=== WHAT THE EXERCISE ASKS ===
Draw out every line with the word "like" from the listing below.

=== DATA LINES ===
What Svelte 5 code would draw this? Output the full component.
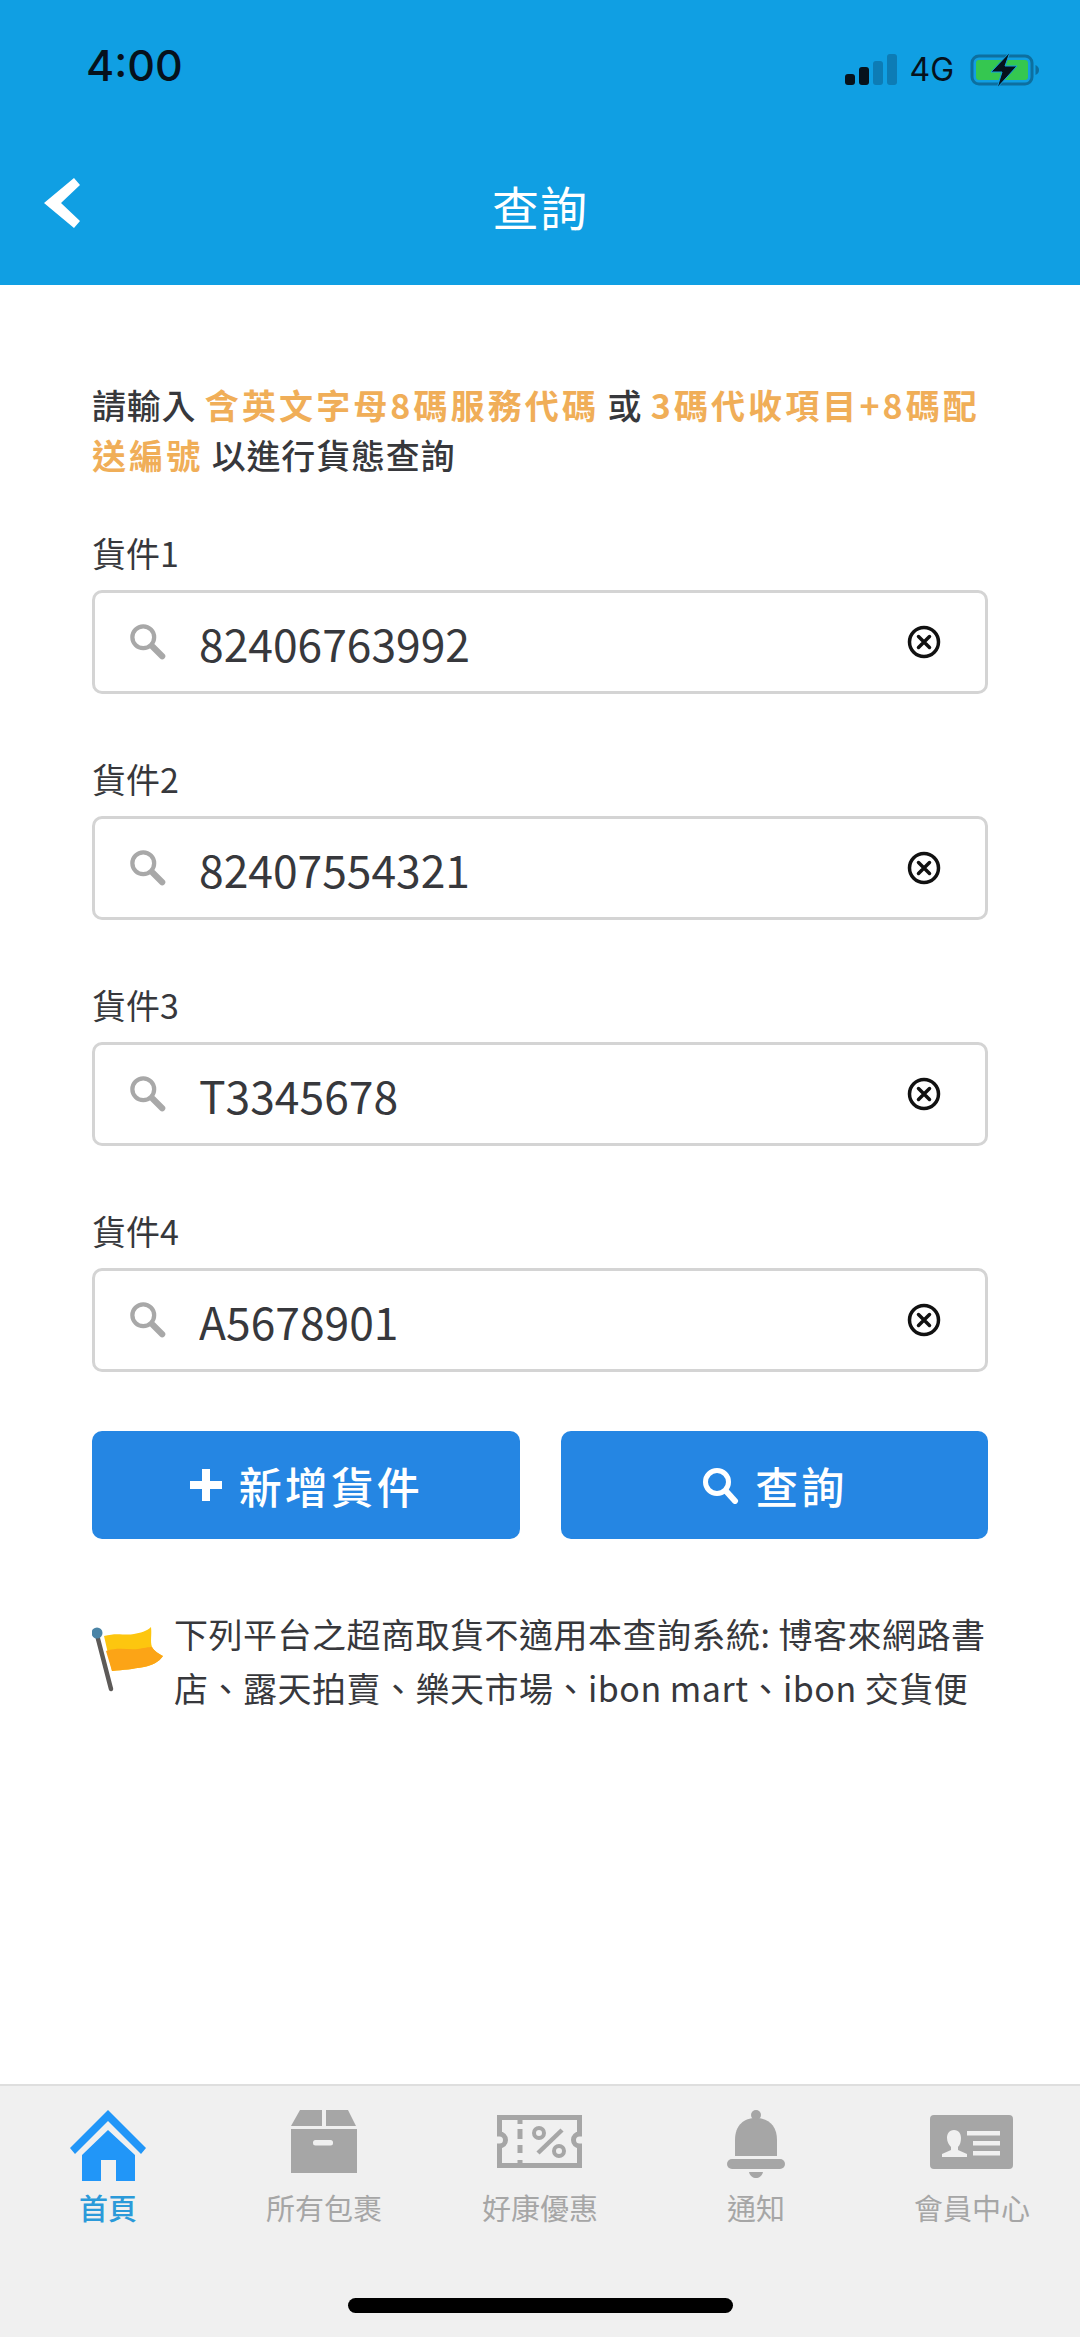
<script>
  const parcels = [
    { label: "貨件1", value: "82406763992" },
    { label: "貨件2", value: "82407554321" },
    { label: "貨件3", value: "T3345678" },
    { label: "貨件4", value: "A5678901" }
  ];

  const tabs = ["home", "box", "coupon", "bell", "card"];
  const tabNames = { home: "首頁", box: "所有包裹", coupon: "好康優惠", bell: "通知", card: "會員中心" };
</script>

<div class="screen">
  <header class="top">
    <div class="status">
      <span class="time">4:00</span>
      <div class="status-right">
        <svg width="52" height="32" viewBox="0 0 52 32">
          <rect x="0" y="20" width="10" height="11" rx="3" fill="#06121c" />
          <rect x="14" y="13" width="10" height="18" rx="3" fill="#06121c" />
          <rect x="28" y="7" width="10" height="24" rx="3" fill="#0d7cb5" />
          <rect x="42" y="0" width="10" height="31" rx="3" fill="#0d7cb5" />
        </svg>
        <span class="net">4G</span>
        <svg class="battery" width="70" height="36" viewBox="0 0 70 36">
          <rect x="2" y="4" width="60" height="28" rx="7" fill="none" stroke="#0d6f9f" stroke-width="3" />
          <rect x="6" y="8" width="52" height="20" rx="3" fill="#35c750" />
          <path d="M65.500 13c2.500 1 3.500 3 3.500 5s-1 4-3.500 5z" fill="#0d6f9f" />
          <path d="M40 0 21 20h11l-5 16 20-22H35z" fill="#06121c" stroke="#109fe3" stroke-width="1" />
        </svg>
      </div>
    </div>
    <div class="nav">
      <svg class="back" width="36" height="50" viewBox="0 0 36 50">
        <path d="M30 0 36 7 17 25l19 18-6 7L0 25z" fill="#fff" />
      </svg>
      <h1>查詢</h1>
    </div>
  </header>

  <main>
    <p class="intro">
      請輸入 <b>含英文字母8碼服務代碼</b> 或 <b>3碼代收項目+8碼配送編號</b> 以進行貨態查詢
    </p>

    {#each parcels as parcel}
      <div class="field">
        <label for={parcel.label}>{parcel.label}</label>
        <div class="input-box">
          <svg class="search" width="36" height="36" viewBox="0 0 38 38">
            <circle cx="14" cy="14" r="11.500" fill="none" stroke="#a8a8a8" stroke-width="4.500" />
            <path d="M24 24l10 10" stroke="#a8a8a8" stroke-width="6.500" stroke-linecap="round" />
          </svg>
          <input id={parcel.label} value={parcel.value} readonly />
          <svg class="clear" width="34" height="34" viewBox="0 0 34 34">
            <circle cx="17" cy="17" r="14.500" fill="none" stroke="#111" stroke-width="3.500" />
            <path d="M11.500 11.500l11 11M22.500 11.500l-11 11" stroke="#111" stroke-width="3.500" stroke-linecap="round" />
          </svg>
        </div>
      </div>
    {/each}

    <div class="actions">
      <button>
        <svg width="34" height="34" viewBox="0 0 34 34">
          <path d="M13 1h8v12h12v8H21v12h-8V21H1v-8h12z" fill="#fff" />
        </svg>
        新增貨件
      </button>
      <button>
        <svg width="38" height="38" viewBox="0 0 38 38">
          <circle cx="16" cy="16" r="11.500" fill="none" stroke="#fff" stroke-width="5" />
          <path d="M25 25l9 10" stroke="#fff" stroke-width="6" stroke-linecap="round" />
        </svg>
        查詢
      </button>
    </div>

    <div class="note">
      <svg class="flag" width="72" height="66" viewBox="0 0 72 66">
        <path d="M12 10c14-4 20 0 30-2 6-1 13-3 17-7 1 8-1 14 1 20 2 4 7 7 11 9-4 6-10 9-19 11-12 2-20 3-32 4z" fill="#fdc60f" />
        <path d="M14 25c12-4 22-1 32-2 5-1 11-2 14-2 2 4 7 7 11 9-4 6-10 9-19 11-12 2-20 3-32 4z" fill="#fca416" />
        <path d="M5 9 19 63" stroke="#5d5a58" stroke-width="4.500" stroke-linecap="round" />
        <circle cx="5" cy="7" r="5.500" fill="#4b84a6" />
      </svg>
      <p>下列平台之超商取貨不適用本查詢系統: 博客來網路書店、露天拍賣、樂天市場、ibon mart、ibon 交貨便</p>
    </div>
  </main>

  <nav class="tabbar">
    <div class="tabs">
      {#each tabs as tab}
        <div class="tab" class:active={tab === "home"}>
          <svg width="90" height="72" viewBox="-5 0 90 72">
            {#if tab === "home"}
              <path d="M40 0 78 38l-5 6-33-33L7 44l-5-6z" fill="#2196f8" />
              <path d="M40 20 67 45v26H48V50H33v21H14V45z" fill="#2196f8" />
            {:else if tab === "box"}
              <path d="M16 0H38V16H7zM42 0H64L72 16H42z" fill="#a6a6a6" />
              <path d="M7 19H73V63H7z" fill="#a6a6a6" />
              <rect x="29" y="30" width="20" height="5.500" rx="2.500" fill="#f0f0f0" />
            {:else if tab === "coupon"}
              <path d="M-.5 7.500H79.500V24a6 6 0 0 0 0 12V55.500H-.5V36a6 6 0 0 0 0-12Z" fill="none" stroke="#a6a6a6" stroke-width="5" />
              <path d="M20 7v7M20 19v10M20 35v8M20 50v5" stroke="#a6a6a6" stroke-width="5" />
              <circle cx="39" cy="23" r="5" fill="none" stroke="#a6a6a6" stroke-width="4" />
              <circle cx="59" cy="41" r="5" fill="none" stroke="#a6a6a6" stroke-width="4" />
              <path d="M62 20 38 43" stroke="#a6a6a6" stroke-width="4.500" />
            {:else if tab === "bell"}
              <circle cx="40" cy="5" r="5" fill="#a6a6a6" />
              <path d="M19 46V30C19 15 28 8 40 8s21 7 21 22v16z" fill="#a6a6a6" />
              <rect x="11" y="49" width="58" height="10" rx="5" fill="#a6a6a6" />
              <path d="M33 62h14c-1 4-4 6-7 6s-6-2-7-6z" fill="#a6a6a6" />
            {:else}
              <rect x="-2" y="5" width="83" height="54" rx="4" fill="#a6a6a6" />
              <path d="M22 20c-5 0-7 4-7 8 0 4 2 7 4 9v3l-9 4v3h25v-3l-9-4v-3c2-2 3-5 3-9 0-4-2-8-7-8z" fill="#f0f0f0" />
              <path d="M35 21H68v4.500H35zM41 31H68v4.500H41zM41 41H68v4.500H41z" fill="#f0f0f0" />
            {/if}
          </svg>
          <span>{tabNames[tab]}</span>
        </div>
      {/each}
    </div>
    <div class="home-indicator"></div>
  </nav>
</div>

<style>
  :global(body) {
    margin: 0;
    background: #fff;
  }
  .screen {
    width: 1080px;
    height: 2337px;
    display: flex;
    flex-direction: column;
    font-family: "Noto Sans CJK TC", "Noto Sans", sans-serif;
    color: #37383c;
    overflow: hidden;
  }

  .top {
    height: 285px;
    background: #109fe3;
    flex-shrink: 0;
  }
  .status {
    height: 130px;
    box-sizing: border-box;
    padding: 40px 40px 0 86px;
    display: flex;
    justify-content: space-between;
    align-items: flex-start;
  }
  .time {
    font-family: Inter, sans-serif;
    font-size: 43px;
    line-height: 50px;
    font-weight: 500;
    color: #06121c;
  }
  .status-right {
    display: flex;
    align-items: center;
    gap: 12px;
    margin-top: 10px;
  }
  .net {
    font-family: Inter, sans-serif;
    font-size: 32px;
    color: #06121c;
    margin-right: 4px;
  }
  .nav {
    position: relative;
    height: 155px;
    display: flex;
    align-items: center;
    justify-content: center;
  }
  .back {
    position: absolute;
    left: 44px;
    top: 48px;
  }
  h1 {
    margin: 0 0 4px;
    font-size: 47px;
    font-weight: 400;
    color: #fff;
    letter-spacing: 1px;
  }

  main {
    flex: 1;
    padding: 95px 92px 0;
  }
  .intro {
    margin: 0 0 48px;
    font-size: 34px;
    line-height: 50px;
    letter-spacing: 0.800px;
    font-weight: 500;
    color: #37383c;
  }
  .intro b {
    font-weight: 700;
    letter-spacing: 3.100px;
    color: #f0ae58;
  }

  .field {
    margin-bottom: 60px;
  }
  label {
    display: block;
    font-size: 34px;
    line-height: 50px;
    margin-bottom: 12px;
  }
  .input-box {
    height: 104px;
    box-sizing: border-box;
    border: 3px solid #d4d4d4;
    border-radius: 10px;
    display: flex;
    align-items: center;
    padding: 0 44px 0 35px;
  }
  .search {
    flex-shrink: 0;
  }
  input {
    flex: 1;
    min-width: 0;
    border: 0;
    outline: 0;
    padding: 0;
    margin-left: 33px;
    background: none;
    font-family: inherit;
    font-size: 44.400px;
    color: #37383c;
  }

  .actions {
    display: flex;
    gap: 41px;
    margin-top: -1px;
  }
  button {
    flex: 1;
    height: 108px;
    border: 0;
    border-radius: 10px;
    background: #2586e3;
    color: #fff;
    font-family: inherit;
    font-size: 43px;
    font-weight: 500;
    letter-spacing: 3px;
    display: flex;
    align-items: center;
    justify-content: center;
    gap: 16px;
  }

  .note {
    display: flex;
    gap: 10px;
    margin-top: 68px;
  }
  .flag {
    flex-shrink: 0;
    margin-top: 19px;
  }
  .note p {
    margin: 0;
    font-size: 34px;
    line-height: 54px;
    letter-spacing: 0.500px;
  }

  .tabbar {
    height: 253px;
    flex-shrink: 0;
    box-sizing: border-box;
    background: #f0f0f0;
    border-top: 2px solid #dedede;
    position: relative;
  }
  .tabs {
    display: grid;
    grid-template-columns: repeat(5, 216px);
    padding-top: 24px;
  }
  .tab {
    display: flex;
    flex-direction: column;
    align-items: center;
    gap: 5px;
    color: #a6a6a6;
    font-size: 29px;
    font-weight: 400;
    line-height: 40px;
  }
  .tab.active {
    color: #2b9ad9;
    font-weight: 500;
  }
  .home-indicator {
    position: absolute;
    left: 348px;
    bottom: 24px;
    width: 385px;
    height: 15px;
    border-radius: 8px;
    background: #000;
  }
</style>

...

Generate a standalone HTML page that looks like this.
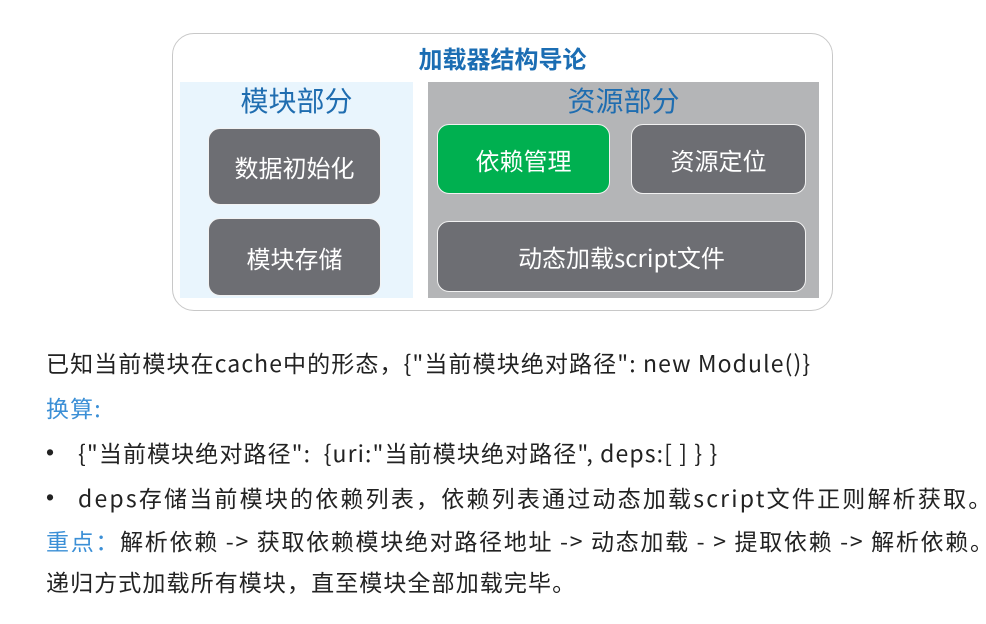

...

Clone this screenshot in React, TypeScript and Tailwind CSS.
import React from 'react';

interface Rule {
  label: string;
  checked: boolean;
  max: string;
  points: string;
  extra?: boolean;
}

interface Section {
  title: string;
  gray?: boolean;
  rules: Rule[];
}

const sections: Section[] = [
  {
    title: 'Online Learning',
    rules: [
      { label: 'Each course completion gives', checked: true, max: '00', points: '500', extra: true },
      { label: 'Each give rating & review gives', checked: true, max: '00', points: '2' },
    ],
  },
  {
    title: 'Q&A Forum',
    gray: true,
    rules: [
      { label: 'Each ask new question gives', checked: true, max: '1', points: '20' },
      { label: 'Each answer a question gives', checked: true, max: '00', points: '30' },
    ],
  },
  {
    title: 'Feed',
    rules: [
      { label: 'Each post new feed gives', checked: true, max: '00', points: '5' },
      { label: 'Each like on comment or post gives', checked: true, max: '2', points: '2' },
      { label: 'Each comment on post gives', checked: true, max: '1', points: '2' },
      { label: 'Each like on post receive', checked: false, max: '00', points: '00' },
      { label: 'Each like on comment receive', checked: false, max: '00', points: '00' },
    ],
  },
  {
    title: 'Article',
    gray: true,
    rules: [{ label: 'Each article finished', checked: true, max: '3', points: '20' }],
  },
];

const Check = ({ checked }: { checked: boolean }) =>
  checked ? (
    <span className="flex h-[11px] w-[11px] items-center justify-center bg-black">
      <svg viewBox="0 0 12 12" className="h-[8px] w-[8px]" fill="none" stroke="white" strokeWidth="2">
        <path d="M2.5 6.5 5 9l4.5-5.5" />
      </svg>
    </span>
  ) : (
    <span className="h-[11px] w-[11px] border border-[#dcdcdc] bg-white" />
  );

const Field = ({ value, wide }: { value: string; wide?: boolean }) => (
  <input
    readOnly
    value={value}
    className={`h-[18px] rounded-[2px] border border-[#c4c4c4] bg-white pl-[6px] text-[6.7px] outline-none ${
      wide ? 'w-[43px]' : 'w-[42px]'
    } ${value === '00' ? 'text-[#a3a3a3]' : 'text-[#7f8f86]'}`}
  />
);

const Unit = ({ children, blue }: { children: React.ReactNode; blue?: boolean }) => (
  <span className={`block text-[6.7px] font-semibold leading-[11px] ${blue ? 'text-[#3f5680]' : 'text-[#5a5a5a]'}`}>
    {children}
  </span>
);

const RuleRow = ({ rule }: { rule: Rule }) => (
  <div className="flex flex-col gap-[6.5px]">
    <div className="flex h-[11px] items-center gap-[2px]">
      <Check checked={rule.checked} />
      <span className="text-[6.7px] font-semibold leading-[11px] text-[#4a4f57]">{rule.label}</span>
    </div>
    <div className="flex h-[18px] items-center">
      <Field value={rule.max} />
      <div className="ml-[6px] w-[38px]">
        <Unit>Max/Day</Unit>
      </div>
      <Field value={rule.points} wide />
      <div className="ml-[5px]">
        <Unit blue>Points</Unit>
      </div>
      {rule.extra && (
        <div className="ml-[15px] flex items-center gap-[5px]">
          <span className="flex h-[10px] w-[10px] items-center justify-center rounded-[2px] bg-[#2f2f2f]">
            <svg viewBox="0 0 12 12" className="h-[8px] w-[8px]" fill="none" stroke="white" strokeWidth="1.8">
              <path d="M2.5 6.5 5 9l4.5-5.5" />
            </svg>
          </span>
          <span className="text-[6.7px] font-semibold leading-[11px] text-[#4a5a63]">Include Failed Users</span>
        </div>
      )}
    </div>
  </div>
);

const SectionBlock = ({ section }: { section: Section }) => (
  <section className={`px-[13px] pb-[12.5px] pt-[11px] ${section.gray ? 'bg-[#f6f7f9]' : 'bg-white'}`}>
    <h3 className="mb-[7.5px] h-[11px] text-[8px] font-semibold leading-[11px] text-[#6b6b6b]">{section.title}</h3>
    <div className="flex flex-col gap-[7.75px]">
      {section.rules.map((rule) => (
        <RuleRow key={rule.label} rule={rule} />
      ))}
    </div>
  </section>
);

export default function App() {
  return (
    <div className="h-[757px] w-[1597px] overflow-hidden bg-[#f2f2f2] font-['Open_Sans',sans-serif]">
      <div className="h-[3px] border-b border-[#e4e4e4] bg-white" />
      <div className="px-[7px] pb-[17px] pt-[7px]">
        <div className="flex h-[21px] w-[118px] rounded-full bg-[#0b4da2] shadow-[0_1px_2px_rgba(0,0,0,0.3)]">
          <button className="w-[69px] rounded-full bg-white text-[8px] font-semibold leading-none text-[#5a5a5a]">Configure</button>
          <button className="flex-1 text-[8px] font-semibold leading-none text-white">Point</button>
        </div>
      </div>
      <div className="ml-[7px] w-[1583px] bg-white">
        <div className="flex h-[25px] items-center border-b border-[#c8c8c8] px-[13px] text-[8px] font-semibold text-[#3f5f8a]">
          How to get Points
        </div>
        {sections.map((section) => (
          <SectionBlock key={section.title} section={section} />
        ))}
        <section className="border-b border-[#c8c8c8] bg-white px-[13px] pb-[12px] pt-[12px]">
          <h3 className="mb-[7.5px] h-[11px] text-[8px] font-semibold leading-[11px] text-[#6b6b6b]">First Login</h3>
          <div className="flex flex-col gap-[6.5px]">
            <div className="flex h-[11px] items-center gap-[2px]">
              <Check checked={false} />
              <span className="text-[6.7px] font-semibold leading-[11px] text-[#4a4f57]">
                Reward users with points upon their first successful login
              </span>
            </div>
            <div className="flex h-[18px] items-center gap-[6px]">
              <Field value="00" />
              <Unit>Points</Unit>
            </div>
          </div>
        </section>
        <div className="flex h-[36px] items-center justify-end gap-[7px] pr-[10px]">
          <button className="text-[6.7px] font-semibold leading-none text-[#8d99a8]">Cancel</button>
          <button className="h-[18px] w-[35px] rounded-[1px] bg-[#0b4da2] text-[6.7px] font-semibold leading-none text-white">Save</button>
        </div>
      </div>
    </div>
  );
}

=== SOLUTION FOR THIS PROBLEM ===
Generate a standalone HTML page that looks like this.
      { label: 'Each like on comment or post gives', checked: true, max: '2', points: '2' },
      { label: 'Each like on post receive', checked: false, max: '00', points: '00' },
      { label: 'Each like on comment receive', checked: false, max: '00', points: '00' },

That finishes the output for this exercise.